There's a certain irony to watching a platform designed to fix social media slowly bump up against social media's oldest problems. That's where Bluesky finds itself right now - and the story is worth paying attention to, especially if you've been quietly rooting for it.

The glow-up was real

When Donald Trump won his second presidential term in November 2024, a wave of digital anxiety sent millions of users scrambling for alternatives to mainstream platforms. Bluesky was ready. The microblogging app saw a staggering 500% surge in new sign-ups, pushing its active user base to around 2.5 million people at the time. Investors noticed too - the company has raised $100 million to date, including $15 million during that pivotal growth window.

What made Bluesky feel genuinely different was its architecture. Built on an open, federated model, it promised users something rare in the current social media landscape: actual control. You could shape your own feed, carry your identity across platforms, and sidestep the kind of heavy-handed centralized moderation that's frustrated people on Twitter and its successor X for years. For a lot of people, it felt like a breath of fresh air.

Then reality knocked

But growth has a way of stress-testing idealism. According to reporting by Fast Company, Bluesky is now running into the kinds of friction that have tripped up every platform before it - questions about moderation consistency, community management at scale, and what it actually means to build an open platform when the internet is, well, the internet.

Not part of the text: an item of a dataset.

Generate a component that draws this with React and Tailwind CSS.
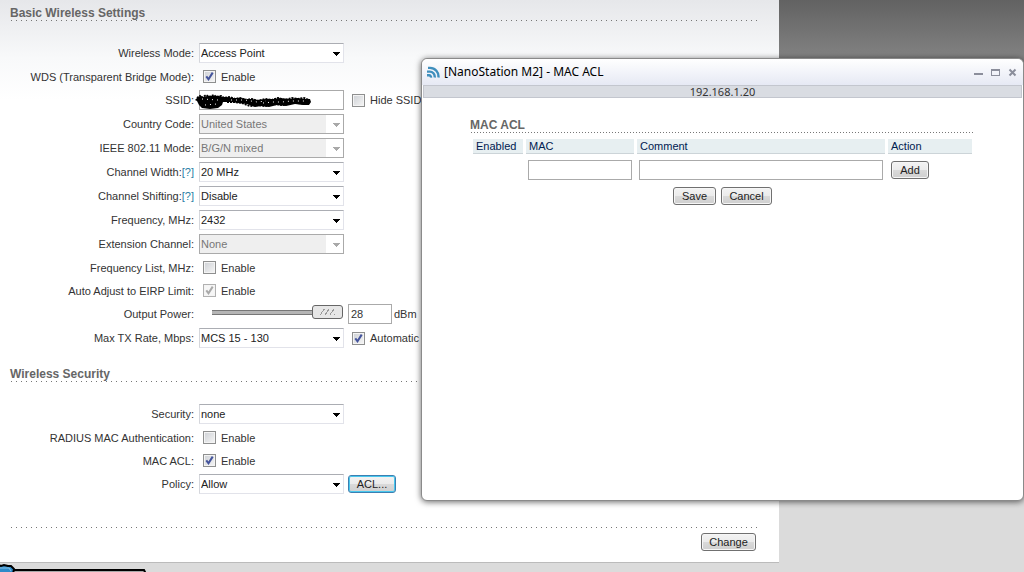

The challenges aren't unique to Bluesky. Every social platform eventually hits the tension between freedom and safety, between openness and chaos. The difference is that Bluesky staked its identity on having a smarter answer to those questions. Now it has to prove that answer holds up under pressure.

Why it still matters

None of this means Bluesky is doomed - far from it. The federated model is still a genuinely interesting experiment in how social media could work differently, and the platform's rapid growth shows real appetite for alternatives. But the gap between a promising idea and a platform that sustainably works for millions of people is wide, and closing it requires more than good intentions.

If you're someone who migrated to Bluesky hoping for something better, this moment is probably a useful gut check. Better social media isn't just about better technology - it's about the messy, ongoing work of building communities that actually function. That part, it turns out, no one has fully cracked yet.